What to do> Transcribe every line exactly. Leave the pictures behind.

Given material>
++++++++++++++++++++

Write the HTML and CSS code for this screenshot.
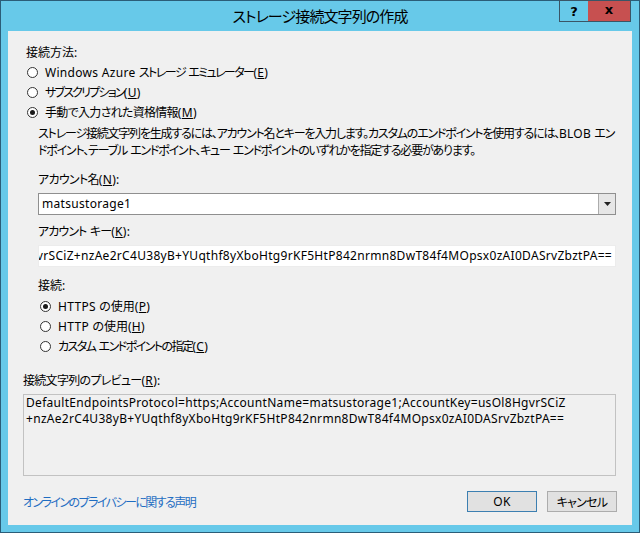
FILE: index.html
```html
<!DOCTYPE html>
<html lang="ja">
<head>
<meta charset="utf-8">
<title>ストレージ接続文字列の作成</title>
<link rel="stylesheet" href="styles.css">
</head>
<body>
<div class="window">
  <div class="titlebar">
    <div class="spacer"></div>
    <div class="title">ストレージ接続文字列の作成</div>
    <div class="caption">
      <div class="cap-btn help">?</div>
      <div class="cap-btn close">x</div>
    </div>
  </div>
  <div class="client">
    <div class="group1">
      <div class="label">接続方法:</div>
      <div class="radio"><span class="circle"></span><span class="ls-kana"><span class="en">Windows Azure </span>ストレージ エミュレーター<span class="en">(<u>E</u>)</span></span></div>
      <div class="radio"><span class="circle"></span><span class="ls-kana2">サブスクリプション<span class="en">(<u>U</u>)</span></span></div>
      <div class="radio"><span class="circle checked"></span><span class="ls-mix">手動で入力された資格情報<span class="en">(<u>M</u>)</span></span></div>
    </div>
    <div class="manual">
      <p class="desc">ストレージ接続文字列を生成するには、アカウント名とキーを入力します。カスタムのエンドポイントを使用するには、<span class="en">BLOB </span>エン<br>ドポイント、テーブル エンドポイント、キュー エンドポイントのいずれかを指定する必要があります。</p>
      <div class="label ls-mix gap-lg">アカウント名<span class="en">(<u>N</u>):</span></div>
      <div class="combo">
        <span class="combo-text en">matsustorage1</span>
        <span class="combo-btn"><svg width="7" height="4" viewBox="0 0 7 4"><path d="M0 0H7L3.5 4Z" fill="#222"/></svg></span>
      </div>
      <div class="label ls-mix2 gap-md">アカウント キー<span class="en">(<u>K</u>):</span></div>
      <div class="textbox"><span class="key en">usOl8HgvrSCiZ+nzAe2rC4U38yB+YUqthf8yXboHtg9rKF5HtP842nrmn8DwT84f4MOpsx0zAI0DASrvZbztPA==</span></div>
      <div class="label gap-conn">接続:</div>
      <div class="radios2">
        <div class="radio"><span class="circle checked"></span><span><span class="en">HTTPS </span>の使用<span class="en">(<u>P</u>)</span></span></div>
        <div class="radio"><span class="circle"></span><span><span class="en">HTTP </span>の使用<span class="en">(<u>H</u>)</span></span></div>
        <div class="radio"><span class="circle"></span><span class="ls-kana">カスタム エンドポイントの指定<span class="en">(<u>C</u>)</span></span></div>
      </div>
    </div>
    <div class="label ls-mix gap-prev">接続文字列のプレビュー<span class="en">(<u>R</u>):</span></div>
    <div class="preview en">DefaultEndpointsProtocol=https;AccountName=matsustorage1;AccountKey=usOl8HgvrSCiZ<br>+nzAe2rC4U38yB+YUqthf8yXboHtg9rKF5HtP842nrmn8DwT84f4MOpsx0zAI0DASrvZbztPA==</div>
    <div class="footer">
      <a class="link ls-kana" href="#">オンラインのプライバシーに関する声明</a>
      <div class="buttons">
        <div class="btn default en">OK</div>
        <div class="btn ls-mix">キャンセル</div>
      </div>
    </div>
  </div>
</div>
</body>
</html>
```
FILE: styles.css
```css
* { box-sizing: border-box; }
html, body { margin: 0; padding: 0; }
body {
  font-family: "Noto Sans", "Noto Sans CJK JP", sans-serif;
  font-size: 12px;
  color: #000;
  font-feature-settings: "palt";
  background: #67c9e9;
}
.en { letter-spacing: 0.3px; word-spacing: 0; }
.ls-mix { letter-spacing: -0.7px; word-spacing: 0.7px; }
.ls-mix2 { letter-spacing: -0.9px; word-spacing: 1.2px; }
.ls-kana { letter-spacing: -1.55px; word-spacing: 1.6px; }
.ls-kana2 { letter-spacing: -1.8px; }
.window {
  width: 640px;
  height: 533px;
  border: 1px solid #2b5d78;
  background: #67c9e9;
  display: flex;
  flex-direction: column;
}
.titlebar {
  height: 30px;
  display: grid;
  grid-template-columns: 1fr auto 1fr;
  align-items: start;
}
.title {
  font-size: 15px;
  line-height: 30px;
  letter-spacing: -0.9px;
  align-self: center;
  white-space: nowrap;
}
.caption {
  justify-self: end;
  display: flex;
  margin-right: 8px;
  margin-top: -1px;
}
.cap-btn {
  height: 22px;
  display: flex;
  align-items: center;
  justify-content: center;
  font-family: "DejaVu Sans", sans-serif;
  font-weight: bold;
  font-size: 13px;
  border-bottom: 1px solid #3a5566;
}
.help {
  width: 29px;
  border-left: 1px solid #3a5566;
  border-top: 1px solid #3a5566;
}
.close {
  width: 43px;
  background: #c75050;
  border-top: 1px solid #3a5566;
  border-right: 1px solid #3a5566;
  padding-bottom: 3px;
}
.client {
  flex: 1;
  margin: 0 7px 7px;
  background: #f0f0f0;
  padding: 13px 16px 0 15px;
  display: flex;
  flex-direction: column;
}
.label {
  line-height: 18px;
  white-space: nowrap;
}
.group1 { padding-left: 3px; }
.group1 .circle { margin-left: 1px; }
.radio {
  height: 20px;
  display: flex;
  align-items: center;
  white-space: nowrap;
}
.circle {
  width: 11px;
  height: 11px;
  border: 1px solid #333;
  border-radius: 50%;
  background: #fff;
  margin-right: 7px;
  display: flex;
  align-items: center;
  justify-content: center;
  flex: none;
}
.circle.checked::after {
  content: "";
  width: 5px;
  height: 5px;
  border-radius: 50%;
  background: #1a1a1a;
}
.manual { padding-left: 15px; display: flex; flex-direction: column; }
.desc {
  margin: 3px 0 0;
  line-height: 17px;
  letter-spacing: -1.2px;
  word-spacing: 1.2px;
  white-space: nowrap;
}
.desc .en { letter-spacing: 0.2px; }
.gap-lg { margin-top: 12px; }
.gap-md { margin-top: 8px; }
.gap-conn { margin-top: 10px; }
.gap-prev { margin-top: 16px; }
.combo {
  margin-top: 4px;
  height: 22px;
  border: 1px solid #8f8f8f;
  background: #fff;
  display: flex;
}
.combo-text {
  flex: 1;
  padding-left: 3px;
  line-height: 20px;
}
.combo-btn {
  width: 17px;
  border-left: 1px solid #acacac;
  background: #e6e6e6;
  display: flex;
  align-items: center;
  justify-content: center;
}
.textbox {
  margin-top: 4px;
  height: 22px;
  border: 1px solid #ececec;
  background: #fff;
  display: flex;
  justify-content: flex-end;
  overflow: hidden;
  padding-right: 3px;
}
.key {
  white-space: nowrap;
  line-height: 20px;
  flex: none;
}
.radios2 { margin-top: 1px; }
.radios2 .circle { margin-left: 2px; }
.preview {
  margin-top: 4px;
  height: 82px;
  border: 1px solid #c2c2c2;
  padding: 0 2px;
  line-height: 16px;
  white-space: nowrap;
  overflow: hidden;
}
.footer {
  margin-top: 15px;
  margin-right: -1px;
  height: 21px;
  display: flex;
  align-items: center;
  justify-content: space-between;
}
.link {
  color: #1f6dc2;
  text-decoration: none;
}
.buttons { display: flex; gap: 10px; }
.btn {
  width: 70px;
  height: 21px;
  border: 1px solid #acacac;
  background: #e1e1e1;
  display: flex;
  align-items: center;
  justify-content: center;
  font-size: 12px;
}
.btn.default { border-color: #3c7fb1; }
```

++++++++++++++++++++

Response to the exercise>
Write the HTML and CSS code for this screenshot.
FILE: index.html
```html
<!DOCTYPE html>
<html lang="ja">
<head>
<meta charset="utf-8">
<title>ストレージ接続文字列の作成</title>
<link rel="stylesheet" href="styles.css">
</head>
<body>
<div class="window">
  <div class="titlebar">
    <div class="spacer"></div>
    <div class="title">ストレージ接続文字列の作成</div>
    <div class="caption">
      <div class="cap-btn help">?</div>
      <div class="cap-btn close">x</div>
    </div>
  </div>
  <div class="client">
    <div class="group1">
      <div class="label">接続方法:</div>
      <div class="radio"><span class="circle"></span><span class="ls-kana"><span class="en">Windows Azure </span>ストレージ エミュレーター<span class="en">(<u>E</u>)</span></span></div>
      <div class="radio"><span class="circle"></span><span class="ls-kana2">サブスクリプション<span class="en">(<u>U</u>)</span></span></div>
      <div class="radio"><span class="circle checked"></span><span class="ls-mix">手動で入力された資格情報<span class="en">(<u>M</u>)</span></span></div>
    </div>
    <div class="manual">
      <p class="desc">ストレージ接続文字列を生成するには、アカウント名とキーを入力します。カスタムのエンドポイントを使用するには、<span class="en">BLOB </span>エン<br>ドポイント、テーブル エンドポイント、キュー エンドポイントのいずれかを指定する必要があります。</p>
      <div class="label ls-mix gap-lg">アカウント名<span class="en">(<u>N</u>):</span></div>
      <div class="combo">
        <span class="combo-text en">matsustorage1</span>
        <span class="combo-btn"><svg width="7" height="4" viewBox="0 0 7 4"><path d="M0 0H7L3.5 4Z" fill="#222"/></svg></span>
      </div>
      <div class="label ls-mix2 gap-md">アカウント キー<span class="en">(<u>K</u>):</span></div>
      <div class="textbox"><span class="key en">usOl8HgvrSCiZ+nzAe2rC4U38yB+YUqthf8yXboHtg9rKF5HtP842nrmn8DwT84f4MOpsx0zAI0DASrvZbztPA==</span></div>
      <div class="label gap-conn">接続:</div>
      <div class="radios2">
        <div class="radio"><span class="circle checked"></span><span><span class="en">HTTPS </span>の使用<span class="en">(<u>P</u>)</span></span></div>
        <div class="radio"><span class="circle"></span><span><span class="en">HTTP </span>の使用<span class="en">(<u>H</u>)</span></span></div>
        <div class="radio"><span class="circle"></span><span class="ls-kana">カスタム エンドポイントの指定<span class="en">(<u>C</u>)</span></span></div>
      </div>
    </div>
    <div class="label ls-mix gap-prev">接続文字列のプレビュー<span class="en">(<u>R</u>):</span></div>
    <div class="preview en">DefaultEndpointsProtocol=https;AccountName=matsustorage1;AccountKey=usOl8HgvrSCiZ<br>+nzAe2rC4U38yB+YUqthf8yXboHtg9rKF5HtP842nrmn8DwT84f4MOpsx0zAI0DASrvZbztPA==</div>
    <div class="footer">
      <a class="link ls-kana" href="#">オンラインのプライバシーに関する声明</a>
      <div class="buttons">
        <div class="btn default en">OK</div>
        <div class="btn ls-mix">キャンセル</div>
      </div>
    </div>
  </div>
</div>
</body>
</html>
```
FILE: styles.css
```css
* { box-sizing: border-box; }
html, body { margin: 0; padding: 0; }
body {
  font-family: "Noto Sans", "Noto Sans CJK JP", sans-serif;
  font-size: 12px;
  color: #000;
  font-feature-settings: "palt";
  background: #67c9e9;
}
.en { letter-spacing: 0.3px; word-spacing: 0; }
.ls-mix { letter-spacing: -0.7px; word-spacing: 0.7px; }
.ls-mix2 { letter-spacing: -0.9px; word-spacing: 1.2px; }
.ls-kana { letter-spacing: -1.55px; word-spacing: 1.6px; }
.ls-kana2 { letter-spacing: -1.8px; }
.window {
  width: 640px;
  height: 533px;
  border: 1px solid #2b5d78;
  background: #67c9e9;
  display: flex;
  flex-direction: column;
}
.titlebar {
  height: 30px;
  display: grid;
  grid-template-columns: 1fr auto 1fr;
  align-items: start;
}
.title {
  font-size: 15px;
  line-height: 30px;
  letter-spacing: -0.9px;
  align-self: center;
  white-space: nowrap;
}
.caption {
  justify-self: end;
  display: flex;
  margin-right: 8px;
  margin-top: -1px;
}
.cap-btn {
  height: 22px;
  display: flex;
  align-items: center;
  justify-content: center;
  font-family: "DejaVu Sans", sans-serif;
  font-weight: bold;
  font-size: 13px;
  border-bottom: 1px solid #3a5566;
}
.help {
  width: 29px;
  border-left: 1px solid #3a5566;
  border-top: 1px solid #3a5566;
}
.close {
  width: 43px;
  background: #c75050;
  border-top: 1px solid #3a5566;
  border-right: 1px solid #3a5566;
  padding-bottom: 3px;
}
.client {
  flex: 1;
  margin: 0 7px 7px;
  background: #f0f0f0;
  padding: 13px 16px 0 15px;
  display: flex;
  flex-direction: column;
}
.label {
  line-height: 18px;
  white-space: nowrap;
}
.group1 { padding-left: 3px; }
.group1 .circle { margin-left: 1px; }
.radio {
  height: 20px;
  display: flex;
  align-items: center;
  white-space: nowrap;
}
.circle {
  width: 11px;
  height: 11px;
  border: 1px solid #333;
  border-radius: 50%;
  background: #fff;
  margin-right: 7px;
  display: flex;
  align-items: center;
  justify-content: center;
  flex: none;
}
.circle.checked::after {
  content: "";
  width: 5px;
  height: 5px;
  border-radius: 50%;
  background: #1a1a1a;
}
.manual { padding-left: 15px; display: flex; flex-direction: column; }
.desc {
  margin: 3px 0 0;
  line-height: 17px;
  letter-spacing: -1.2px;
  word-spacing: 1.2px;
  white-space: nowrap;
}
.desc .en { letter-spacing: 0.2px; }
.gap-lg { margin-top: 12px; }
.gap-md { margin-top: 8px; }
.gap-conn { margin-top: 10px; }
.gap-prev { margin-top: 16px; }
.combo {
  margin-top: 4px;
  height: 22px;
  border: 1px solid #8f8f8f;
  background: #fff;
  display: flex;
}
.combo-text {
  flex: 1;
  padding-left: 3px;
  line-height: 20px;
}
.combo-btn {
  width: 17px;
  border-left: 1px solid #acacac;
  background: #e6e6e6;
  display: flex;
  align-items: center;
  justify-content: center;
}
.textbox {
  margin-top: 4px;
  height: 22px;
  border: 1px solid #ececec;
  background: #fff;
  display: flex;
  justify-content: flex-end;
  overflow: hidden;
  padding-right: 3px;
}
.key {
  white-space: nowrap;
  line-height: 20px;
  flex: none;
}
.radios2 { margin-top: 1px; }
.radios2 .circle { margin-left: 2px; }
.preview {
  margin-top: 4px;
  height: 82px;
  border: 1px solid #c2c2c2;
  padding: 0 2px;
  line-height: 16px;
  white-space: nowrap;
  overflow: hidden;
}
.footer {
  margin-top: 15px;
  margin-right: -1px;
  height: 21px;
  display: flex;
  align-items: center;
  justify-content: space-between;
}
.link {
  color: #1f6dc2;
  text-decoration: none;
}
.buttons { display: flex; gap: 10px; }
.btn {
  width: 70px;
  height: 21px;
  border: 1px solid #acacac;
  background: #e1e1e1;
  display: flex;
  align-items: center;
  justify-content: center;
  font-size: 12px;
}
.btn.default { border-color: #3c7fb1; }
```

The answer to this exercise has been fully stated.